This was one of “several undesirable practices by some attorneys and some counsel” that “imperilled” the effective adjudicating of urgent matters at the Johannesburg High Court, Judge Sutherland stressed.

He sent a strongly worded notice to mostly attorneys and advocates’ bodies this week. The Legal Practice Council, the statutory regulator, also received a copy.

Judge Sutherland’s notice also bemoaned poorly written legal papers in these rushed cases. Counsels also tended to waffle before judges when asked to explain urgency, he said.

“The sheer volume of cases enrolled (in the urgent roll) has reached a critical scale,” said Judge Sutherland.

The court in the Joburg CBD had two judges allocated to hear urgent civil matters per week.

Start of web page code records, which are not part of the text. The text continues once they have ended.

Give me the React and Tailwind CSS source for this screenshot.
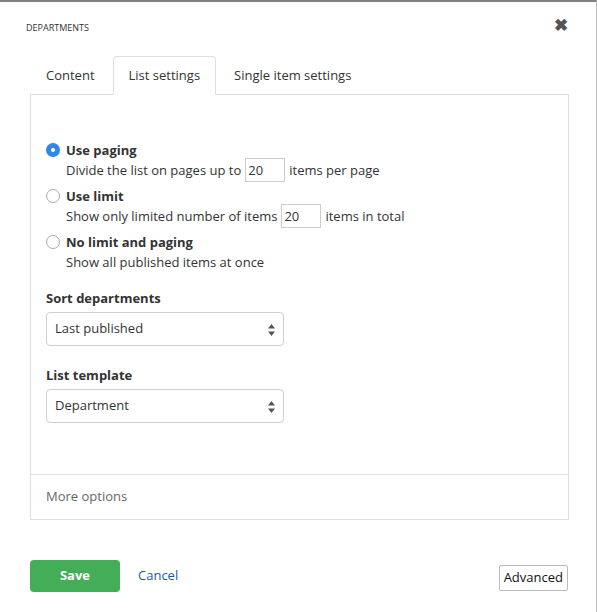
import { useState } from 'react';

const font = { fontFamily: '"Open Sans", "Liberation Sans", sans-serif' };

const SelectBox = ({ value }) => (
  <div className="relative w-[238px] h-[34px] rounded-[4px] border border-[#cfcfcf] bg-white flex items-center px-[8px] text-[13px] text-[#333]">
    <span>{value}</span>
    <svg className="absolute right-[8px] top-[11px]" width="7" height="12" viewBox="0 0 7 12">
      <path d="M3.5 0 L7 4.5 H0 Z" fill="#555" />
      <path d="M3.5 12 L7 7.5 H0 Z" fill="#555" />
    </svg>
  </div>
);

const Radio = ({ checked }) =>
  checked ? (
    <div className="w-[14px] h-[14px] rounded-full bg-[#2f86ee] flex items-center justify-center">
      <div className="w-[4px] h-[4px] rounded-full bg-white" />
    </div>
  ) : (
    <div className="w-[14px] h-[14px] rounded-full border border-[#a9a9a9] bg-white" />
  );

const NumInput = ({ value }) => (
  <span className="inline-flex items-center w-[40px] h-[24px] border border-[#cccccc] px-[2px] mx-[4px] text-[13px] text-[#333]">
    {value}
  </span>
);

const Option = ({ checked, label, children, first }) => (
  <div className={`flex gap-[6px] ${first ? '' : 'mt-[4px]'}`}>
    <div className="pt-[3px]"><Radio checked={checked} /></div>
    <div className="text-[13px] leading-[20px]">
      <div className="font-bold">{label}</div>
      {children}
    </div>
  </div>
);

const App = () => {
  const [tab] = useState('list');

  return (
    <div style={font} className="w-[597px] h-[612px] bg-white border-t-[2px] border-t-[#808080] border-r border-r-[#bbbbbb] text-[#333]">
      <div className="flex items-center justify-between pl-[26px] pr-[28px] pt-[19px]">
        <span className="text-[9px] text-[#333]">DEPARTMENTS</span>
        <span className="text-[17px] leading-none font-bold text-[#555] -mt-[7px]">✖</span>
      </div>

      <div className="ml-[30px] w-[539px] mt-[21px] flex items-end border-b border-[#dddddd] h-[39px]">
        <div className="px-[16px] mr-[2px] h-[38px] pt-[2px] flex items-center text-[13px] text-[#333]">Content</div>
        <div className="px-[15px] mr-[2px] h-[39px] pt-[2px] -mb-px flex items-center text-[13px] text-[#333] border border-[#dddddd] border-b-white bg-white rounded-t-[4px]">
          List settings
        </div>
        <div className="px-[16px] h-[38px] pt-[2px] flex items-center text-[13px] text-[#333]">Single item settings</div>
      </div>

      <div className="ml-[30px] w-[539px] border-x border-b border-[#dddddd]">
        <div className="px-[15px] pt-[45px] h-[379px]">
          <Option checked first label="Use paging">
            <div className="flex items-center h-[24px] -mt-[2px]">
              Divide the list on pages up to <NumInput value="20" /> items per page
            </div>
          </Option>
          <Option label="Use limit">
            <div className="flex items-center h-[24px] -mt-[2px]">
              Show only limited number of items <NumInput value="20" /> items in total
            </div>
          </Option>
          <Option label="No limit and paging">
            <div>Show all published items at once</div>
          </Option>

          <div className="mt-[16px] text-[13px] font-bold leading-[20px]">Sort departments</div>
          <div className="mt-[4px]"><SelectBox value="Last published" /></div>

          <div className="mt-[19px] text-[13px] font-bold leading-[20px]">List template</div>
          <div className="mt-[4px]"><SelectBox value="Department" /></div>
        </div>
        <div className="border-t border-[#dddddd] h-[45px] flex items-center px-[15px] text-[13px] text-[#666]">
          More options
        </div>
      </div>

      <div className="ml-[30px] w-[538px] mt-[40px] flex items-start justify-between">
        <div className="flex items-center">
          <button className="w-[90px] h-[32px] rounded-[4px] bg-[#44ad57] text-white text-[13px] font-bold">Save</button>
          <span className="ml-[18px] text-[13px] text-[#1e57a8]">Cancel</span>
        </div>
        <button className="mt-[5px] h-[26px] px-[4px] rounded-[2px] border border-[#bbbbbb] bg-white text-[13px] text-[#111]">
          Advanced
        </button>
      </div>
    </div>
  );
};

export default App;
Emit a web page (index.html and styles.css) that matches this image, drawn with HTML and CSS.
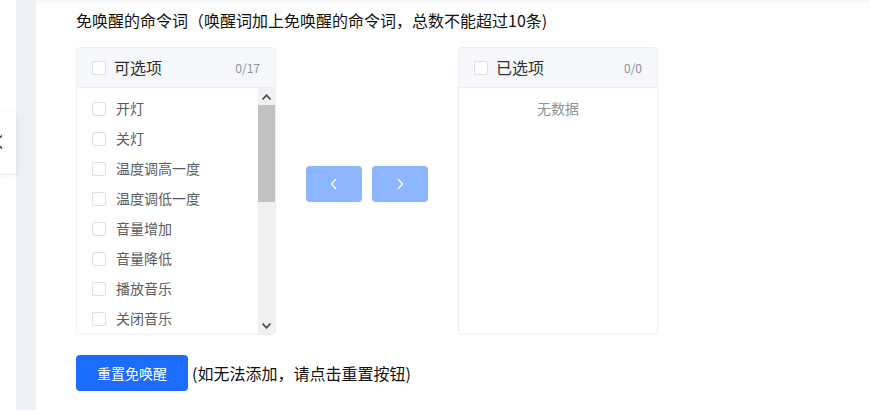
FILE: index.html
```html
<!DOCTYPE html>
<html lang="zh">
<head>
<meta charset="utf-8">
<link rel="stylesheet" href="styles.css">
</head>
<body>
<div class="side">
  <div class="float-tab">
    <svg class="tab-chev" width="10" height="16" viewBox="0 0 10 16"><path d="M8 1.5 L1.5 8 L8 14.5" fill="none" stroke="#333" stroke-width="1.3"/></svg>
  </div>
</div>
<div class="gutter"></div>
<div class="main">
  <div class="title">免唤醒的命令词（唤醒词加上免唤醒的命令词，总数不能超过10条)</div>
  <div class="transfer">
    <div class="panel">
      <div class="panel-head">
        <span class="cb"></span>
        <span class="head-label">可选项</span>
        <span class="count">0/17</span>
      </div>
      <div class="panel-body scroll-body">
        <div class="list">
          <div class="item"><span class="cb"></span><span class="item-label">开灯</span></div>
          <div class="item"><span class="cb"></span><span class="item-label">关灯</span></div>
          <div class="item"><span class="cb"></span><span class="item-label">温度调高一度</span></div>
          <div class="item"><span class="cb"></span><span class="item-label">温度调低一度</span></div>
          <div class="item"><span class="cb"></span><span class="item-label">音量增加</span></div>
          <div class="item"><span class="cb"></span><span class="item-label">音量降低</span></div>
          <div class="item"><span class="cb"></span><span class="item-label">播放音乐</span></div>
          <div class="item"><span class="cb"></span><span class="item-label">关闭音乐</span></div>
        </div>
        <div class="scrollbar">
          <div class="sb-btn"><svg width="9" height="6" viewBox="0 0 9 6"><path d="M0.5 5.5 L4.5 1.2 L8.5 5.5" fill="none" stroke="#505050" stroke-width="1.8"/></svg></div>
          <div class="sb-track"><div class="sb-thumb"></div></div>
          <div class="sb-btn"><svg width="9" height="6" viewBox="0 0 9 6"><path d="M0.5 0.5 L4.5 4.8 L8.5 0.5" fill="none" stroke="#505050" stroke-width="1.8"/></svg></div>
        </div>
      </div>
    </div>
    <div class="buttons">
      <button class="arrow-btn"><svg width="8" height="12" viewBox="0 0 8 12"><path d="M6 1 L1.5 6 L6 11" fill="none" stroke="#fff" stroke-width="1.3"/></svg></button>
      <button class="arrow-btn"><svg width="8" height="12" viewBox="0 0 8 12"><path d="M2 1 L6.5 6 L2 11" fill="none" stroke="#fff" stroke-width="1.3"/></svg></button>
    </div>
    <div class="panel">
      <div class="panel-head">
        <span class="cb"></span>
        <span class="head-label">已选项</span>
        <span class="count">0/0</span>
      </div>
      <div class="panel-body">
        <div class="empty">无数据</div>
      </div>
    </div>
  </div>
  <div class="actions">
    <button class="primary-btn">重置免唤醒</button>
    <span class="hint">(如无法添加，请点击重置按钮)</span>
  </div>
</div>
</body>
</html>
```
FILE: styles.css
```css
* { box-sizing: border-box; }
html, body { margin: 0; height: 100%; }
body {
  display: flex;
  overflow: hidden;
  background: #fff;
  font-family: "Noto Sans CJK SC", "Noto Sans", sans-serif;
  color: #1a1a1a;
}
.side {
  width: 16px;
  flex: none;
  position: relative;
  background: #fff;
  z-index: 2;
}
.float-tab {
  position: absolute;
  left: -24px;
  top: 112px;
  width: 40px;
  height: 61px;
  background: #fff;
  box-shadow: 0 2px 6px rgba(0,0,0,0.08);
}
.tab-chev {
  position: absolute;
  left: 18px;
  top: 22px;
}
.gutter {
  width: 20px;
  flex: none;
  background: #eef0f6;
}
.main {
  flex: 1;
  padding: 9px 0 0 40px;
  box-shadow: inset 0 4px 4px -3px rgba(0,0,0,0.07);
}
.title {
  font-size: 16px;
  line-height: 22px;
  height: 22px;
  color: #111;
}
.transfer {
  display: flex;
  align-items: flex-start;
  margin-top: 16px;
}
.panel {
  width: 200px;
  height: 288px;
  border: 1px solid #ebeef5;
  border-radius: 4px;
  overflow: hidden;
  background: #fff;
}
.panel-head {
  height: 40px;
  background: #f5f7fa;
  border-bottom: 1px solid #ebeef5;
  display: flex;
  align-items: center;
  padding: 0 15px;
}
.cb {
  width: 14px;
  height: 14px;
  flex: none;
  border: 1px solid #dcdfe6;
  border-radius: 2px;
  background: #fff;
}
.head-label {
  font-size: 16px;
  line-height: 20px;
  color: #303133;
  margin: -1px 0 0 8px;
  flex: 1;
}
.count {
  font-size: 12px;
  color: #909399;
}
.panel-body {
  height: 246px;
}
.scroll-body {
  display: flex;
}
.list {
  flex: 1;
  overflow: hidden;
  padding: 5px 0 0;
}
.item {
  height: 30px;
  display: flex;
  align-items: center;
  padding-left: 15px;
}
.item .cb {
  margin-top: 2px;
}
.item-label {
  font-size: 14px;
  line-height: 20px;
  color: #5a5c61;
  margin-left: 10px;
}
.scrollbar {
  width: 17px;
  flex: none;
  display: flex;
  flex-direction: column;
  background: #f1f1f1;
}
.sb-btn {
  height: 17px;
  flex: none;
  display: flex;
  align-items: center;
  justify-content: center;
}
.sb-track {
  flex: 1;
}
.sb-thumb {
  height: 97px;
  background: #c1c1c1;
}
.empty {
  padding-top: 5px;
  line-height: 30px;
  height: 36px;
  text-align: center;
  font-size: 14px;
  color: #909399;
}
.buttons {
  display: flex;
  gap: 10px;
  margin: 119px 30px 0;
}
.arrow-btn {
  width: 56px;
  height: 36px;
  border: none;
  border-radius: 4px;
  background: #8cb6ff;
  display: flex;
  align-items: center;
  justify-content: center;
  padding: 0;
}
.actions {
  display: flex;
  align-items: center;
  margin-top: 20px;
}
.primary-btn {
  width: 112px;
  height: 36px;
  border: none;
  border-radius: 4px;
  background: #1a6dff;
  color: #fff;
  font-family: inherit;
  font-size: 14px;
  padding: 0;
}
.hint {
  font-size: 16px;
  color: #111;
  margin-left: 4px;
  line-height: 22px;
}
```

Judge Sutherland said due to the congestion of the urgent roll, “routinely each is confronted with some 60 matters, or more”.

“A much more disciplined approach must be adopted by practitioners as to whether or not a matter truly is urgent to justify its enrolment in a particular week,” said Judge Sutherland.

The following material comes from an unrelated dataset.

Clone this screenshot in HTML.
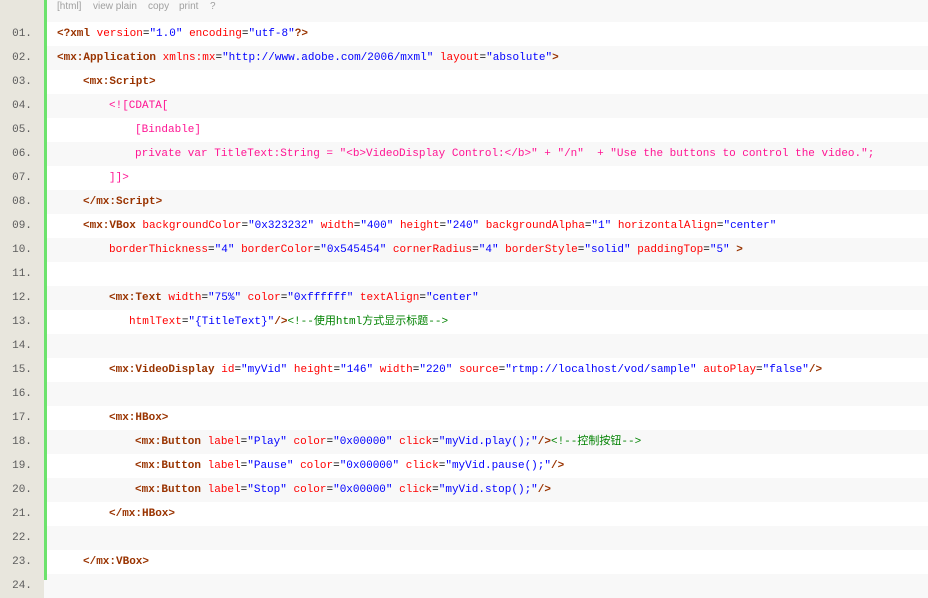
<!DOCTYPE html>
<html><head><meta charset="utf-8"><style>
body{margin:0;width:928px;height:580px;overflow:hidden;background:#fff;font-family:"Liberation Mono","Noto Sans CJK SC",monospace;font-size:11px;}
.g{position:absolute;left:0;top:0;width:44px;height:580px;border-right:3px solid #6ce26c;}
.gh{position:absolute;left:0;top:0;width:44px;height:22px;background:#e8e6dd;}
.hd{position:absolute;left:47px;top:0;width:881px;height:22px;background:#f8f8f8;font-family:"Liberation Sans",sans-serif;font-size:10px;color:#a0a0a0;line-height:14px;}
.hd span{position:absolute;top:0}
.r{position:absolute;left:0;width:928px;height:24px;line-height:24px;white-space:pre;}
.r.e{background:#f8f8f8}
.n{position:absolute;left:0;width:44px;text-align:center;color:#5c5c5c;background:#e8e6dd;}
.c{position:absolute;left:57px;}
.t{color:#993300;font-weight:bold}
.a{color:#ff0000}
.v{color:#0000ff}
.k{color:#ff1493}
.m{color:#008200}
</style></head><body>
<div class="gh"></div>
<div class="hd"><span style="left:10px">[html]</span><span style="left:46px">view plain</span><span style="left:101px">copy</span><span style="left:132px">print</span><span style="left:163px">?</span></div>
<div class="r" style="top:22px"><span class="n">01.</span><span class="c"><span class="t">&lt;?xml</span> <span class="a">version</span>=<span class="v">"1.0"</span> <span class="a">encoding</span>=<span class="v">"utf-8"</span><span class="t">?&gt;</span></span></div>
<div class="r e" style="top:46px"><span class="n">02.</span><span class="c"><span class="t">&lt;mx:Application</span> <span class="a">xmlns:mx</span>=<span class="v">"http://www.adobe.com/2006/mxml"</span> <span class="a">layout</span>=<span class="v">"absolute"</span><span class="t">&gt;</span></span></div>
<div class="r" style="top:70px"><span class="n">03.</span><span class="c" style="left:83px"><span class="t">&lt;mx:Script&gt;</span></span></div>
<div class="r e" style="top:94px"><span class="n">04.</span><span class="c k" style="left:109px">&lt;![CDATA[</span></div>
<div class="r" style="top:118px"><span class="n">05.</span><span class="c k" style="left:135px">[Bindable]</span></div>
<div class="r e" style="top:142px"><span class="n">06.</span><span class="c k" style="left:135px">private var TitleText:String = "&lt;b&gt;VideoDisplay Control:&lt;/b&gt;" + "/n"  + "Use the buttons to control the video.";</span></div>
<div class="r" style="top:166px"><span class="n">07.</span><span class="c k" style="left:109px">]]&gt;</span></div>
<div class="r e" style="top:190px"><span class="n">08.</span><span class="c" style="left:83px"><span class="t">&lt;/mx:Script&gt;</span></span></div>
<div class="r" style="top:214px"><span class="n">09.</span><span class="c" style="left:83px"><span class="t">&lt;mx:VBox</span> <span class="a">backgroundColor</span>=<span class="v">"0x323232"</span> <span class="a">width</span>=<span class="v">"400"</span> <span class="a">height</span>=<span class="v">"240"</span> <span class="a">backgroundAlpha</span>=<span class="v">"1"</span> <span class="a">horizontalAlign</span>=<span class="v">"center"</span></span></div>
<div class="r e" style="top:238px"><span class="n">10.</span><span class="c" style="left:109px"><span class="a">borderThickness</span>=<span class="v">"4"</span> <span class="a">borderColor</span>=<span class="v">"0x545454"</span> <span class="a">cornerRadius</span>=<span class="v">"4"</span> <span class="a">borderStyle</span>=<span class="v">"solid"</span> <span class="a">paddingTop</span>=<span class="v">"5"</span> <span class="t">&gt;</span></span></div>
<div class="r" style="top:262px"><span class="n">11.</span></div>
<div class="r e" style="top:286px"><span class="n">12.</span><span class="c" style="left:109px"><span class="t">&lt;mx:Text</span> <span class="a">width</span>=<span class="v">"75%"</span> <span class="a">color</span>=<span class="v">"0xffffff"</span> <span class="a">textAlign</span>=<span class="v">"center"</span></span></div>
<div class="r" style="top:310px"><span class="n">13.</span><span class="c" style="left:129px"><span class="a">htmlText</span>=<span class="v">"{TitleText}"</span><span class="t">/&gt;</span><span class="m">&lt;!--使用html方式显示标题--&gt;</span></span></div>
<div class="r e" style="top:334px"><span class="n">14.</span></div>
<div class="r" style="top:358px"><span class="n">15.</span><span class="c" style="left:109px"><span class="t">&lt;mx:VideoDisplay</span> <span class="a">id</span>=<span class="v">"myVid"</span> <span class="a">height</span>=<span class="v">"146"</span> <span class="a">width</span>=<span class="v">"220"</span> <span class="a">source</span>=<span class="v">"rtmp://localhost/vod/sample"</span> <span class="a">autoPlay</span>=<span class="v">"false"</span><span class="t">/&gt;</span></span></div>
<div class="r e" style="top:382px"><span class="n">16.</span></div>
<div class="r" style="top:406px"><span class="n">17.</span><span class="c" style="left:109px"><span class="t">&lt;mx:HBox&gt;</span></span></div>
<div class="r e" style="top:430px"><span class="n">18.</span><span class="c" style="left:135px"><span class="t">&lt;mx:Button</span> <span class="a">label</span>=<span class="v">"Play"</span> <span class="a">color</span>=<span class="v">"0x00000"</span> <span class="a">click</span>=<span class="v">"myVid.play();"</span><span class="t">/&gt;</span><span class="m">&lt;!--控制按钮--&gt;</span></span></div>
<div class="r" style="top:454px"><span class="n">19.</span><span class="c" style="left:135px"><span class="t">&lt;mx:Button</span> <span class="a">label</span>=<span class="v">"Pause"</span> <span class="a">color</span>=<span class="v">"0x00000"</span> <span class="a">click</span>=<span class="v">"myVid.pause();"</span><span class="t">/&gt;</span></span></div>
<div class="r e" style="top:478px"><span class="n">20.</span><span class="c" style="left:135px"><span class="t">&lt;mx:Button</span> <span class="a">label</span>=<span class="v">"Stop"</span> <span class="a">color</span>=<span class="v">"0x00000"</span> <span class="a">click</span>=<span class="v">"myVid.stop();"</span><span class="t">/&gt;</span></span></div>
<div class="r" style="top:502px"><span class="n">21.</span><span class="c" style="left:109px"><span class="t">&lt;/mx:HBox&gt;</span></span></div>
<div class="r e" style="top:526px"><span class="n">22.</span></div>
<div class="r" style="top:550px"><span class="n">23.</span><span class="c" style="left:83px"><span class="t">&lt;/mx:VBox&gt;</span></span></div>
<div class="r e" style="top:574px"><span class="n">24.</span></div>
<div class="g"></div>
</body></html>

“Non-urgent matters clutter up the roll and waste time that could be devoted to truly urgent matters.”

He urged the lawyers not to be intimidated by clients who push for the urgent hearing of their matters.

“Practitioners must not be timid in the face of anxious and bullying clients who demand gratification of their subjectively perceived needs. The era of ‘let's see what the judge might think’ is now officially over,” Judge Sutherland said.

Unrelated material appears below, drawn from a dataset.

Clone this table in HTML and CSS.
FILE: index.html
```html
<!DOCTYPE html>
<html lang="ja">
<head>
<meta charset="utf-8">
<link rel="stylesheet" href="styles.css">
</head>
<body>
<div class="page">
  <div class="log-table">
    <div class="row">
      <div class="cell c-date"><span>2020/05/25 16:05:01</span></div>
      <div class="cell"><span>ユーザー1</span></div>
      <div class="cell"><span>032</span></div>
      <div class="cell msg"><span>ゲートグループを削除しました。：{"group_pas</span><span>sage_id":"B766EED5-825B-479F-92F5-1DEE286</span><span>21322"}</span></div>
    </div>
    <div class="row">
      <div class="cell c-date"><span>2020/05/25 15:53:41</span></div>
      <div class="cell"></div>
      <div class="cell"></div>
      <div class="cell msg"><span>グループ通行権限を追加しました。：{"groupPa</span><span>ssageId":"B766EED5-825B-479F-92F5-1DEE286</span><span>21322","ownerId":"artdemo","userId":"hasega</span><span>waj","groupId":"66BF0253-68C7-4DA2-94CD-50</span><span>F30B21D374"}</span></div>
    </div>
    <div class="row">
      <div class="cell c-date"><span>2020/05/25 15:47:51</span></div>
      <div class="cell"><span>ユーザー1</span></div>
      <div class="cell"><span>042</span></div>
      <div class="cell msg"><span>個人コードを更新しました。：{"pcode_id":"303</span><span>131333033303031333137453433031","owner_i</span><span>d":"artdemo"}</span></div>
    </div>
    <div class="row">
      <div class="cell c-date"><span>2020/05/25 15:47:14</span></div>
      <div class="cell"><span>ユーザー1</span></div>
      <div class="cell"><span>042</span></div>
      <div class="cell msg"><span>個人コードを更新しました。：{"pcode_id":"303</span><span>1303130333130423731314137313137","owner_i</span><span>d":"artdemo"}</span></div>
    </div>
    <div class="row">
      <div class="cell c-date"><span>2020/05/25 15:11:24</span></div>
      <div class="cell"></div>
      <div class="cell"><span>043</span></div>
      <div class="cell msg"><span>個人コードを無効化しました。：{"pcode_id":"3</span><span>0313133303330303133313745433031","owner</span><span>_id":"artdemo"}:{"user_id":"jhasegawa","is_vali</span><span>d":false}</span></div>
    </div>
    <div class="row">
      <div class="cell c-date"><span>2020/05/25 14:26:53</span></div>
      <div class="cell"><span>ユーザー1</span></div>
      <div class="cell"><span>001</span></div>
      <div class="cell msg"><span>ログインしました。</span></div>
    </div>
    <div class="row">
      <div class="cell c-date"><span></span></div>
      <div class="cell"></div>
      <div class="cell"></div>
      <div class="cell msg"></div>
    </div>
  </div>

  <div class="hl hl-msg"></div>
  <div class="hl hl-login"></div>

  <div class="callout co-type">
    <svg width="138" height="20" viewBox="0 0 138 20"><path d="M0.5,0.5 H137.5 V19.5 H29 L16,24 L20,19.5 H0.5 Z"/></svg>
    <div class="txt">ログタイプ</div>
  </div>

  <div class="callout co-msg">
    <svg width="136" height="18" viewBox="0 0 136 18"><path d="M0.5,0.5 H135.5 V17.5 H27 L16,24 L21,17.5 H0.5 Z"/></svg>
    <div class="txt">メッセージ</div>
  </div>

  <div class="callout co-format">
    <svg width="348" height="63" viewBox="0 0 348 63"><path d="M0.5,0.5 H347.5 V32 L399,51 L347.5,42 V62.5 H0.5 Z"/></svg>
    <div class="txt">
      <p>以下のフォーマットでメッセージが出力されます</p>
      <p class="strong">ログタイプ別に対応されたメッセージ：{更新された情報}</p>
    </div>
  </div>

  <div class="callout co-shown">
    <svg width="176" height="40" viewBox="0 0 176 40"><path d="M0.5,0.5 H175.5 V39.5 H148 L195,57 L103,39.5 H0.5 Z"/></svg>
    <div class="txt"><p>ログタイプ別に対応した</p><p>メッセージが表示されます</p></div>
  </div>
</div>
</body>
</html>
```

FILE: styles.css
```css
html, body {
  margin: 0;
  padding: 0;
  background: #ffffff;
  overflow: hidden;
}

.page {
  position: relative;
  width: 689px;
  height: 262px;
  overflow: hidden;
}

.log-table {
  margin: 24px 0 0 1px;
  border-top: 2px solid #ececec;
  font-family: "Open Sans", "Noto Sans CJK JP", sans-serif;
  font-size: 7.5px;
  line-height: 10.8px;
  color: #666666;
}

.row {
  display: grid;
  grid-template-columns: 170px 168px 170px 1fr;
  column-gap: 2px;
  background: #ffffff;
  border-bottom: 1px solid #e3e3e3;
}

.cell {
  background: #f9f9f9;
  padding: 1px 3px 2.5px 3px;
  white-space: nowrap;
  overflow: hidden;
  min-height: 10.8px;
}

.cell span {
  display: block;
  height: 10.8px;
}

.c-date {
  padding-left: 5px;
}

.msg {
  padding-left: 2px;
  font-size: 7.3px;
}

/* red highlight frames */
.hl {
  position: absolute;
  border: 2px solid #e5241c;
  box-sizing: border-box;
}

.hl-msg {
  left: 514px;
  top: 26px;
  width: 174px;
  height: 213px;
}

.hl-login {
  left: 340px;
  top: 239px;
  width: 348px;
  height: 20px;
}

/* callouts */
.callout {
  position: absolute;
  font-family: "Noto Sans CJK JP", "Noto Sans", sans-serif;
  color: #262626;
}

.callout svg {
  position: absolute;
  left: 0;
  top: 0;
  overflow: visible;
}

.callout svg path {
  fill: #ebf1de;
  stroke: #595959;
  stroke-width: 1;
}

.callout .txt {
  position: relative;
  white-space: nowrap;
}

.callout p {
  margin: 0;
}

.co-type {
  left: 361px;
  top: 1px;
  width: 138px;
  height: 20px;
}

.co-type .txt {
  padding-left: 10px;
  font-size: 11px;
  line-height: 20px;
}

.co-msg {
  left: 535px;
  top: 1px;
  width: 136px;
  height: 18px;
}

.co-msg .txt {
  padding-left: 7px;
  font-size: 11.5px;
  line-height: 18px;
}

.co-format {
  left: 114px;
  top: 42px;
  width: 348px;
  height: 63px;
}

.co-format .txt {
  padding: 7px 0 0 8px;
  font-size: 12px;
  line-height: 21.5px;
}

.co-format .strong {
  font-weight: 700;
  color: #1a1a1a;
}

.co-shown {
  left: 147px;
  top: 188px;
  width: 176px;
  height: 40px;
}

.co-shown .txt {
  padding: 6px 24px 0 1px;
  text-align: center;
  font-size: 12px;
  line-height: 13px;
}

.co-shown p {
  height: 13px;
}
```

He warned that lawyers who brought non-urgent matters to the urgent court would be slapped with legal costs.

“To curb this abuse, judges shall consider the award of punitive costs de bonis propriius (out of the lawyer’s own pocket ) where non-urgent matters are enrolled.

“Also, an order forbidding attorneys and counsel to charge their own client a fee may be considered,” he said.

The Deputy Judge President further complained that papers filed in the court for the hurried matters were often poorly prepared.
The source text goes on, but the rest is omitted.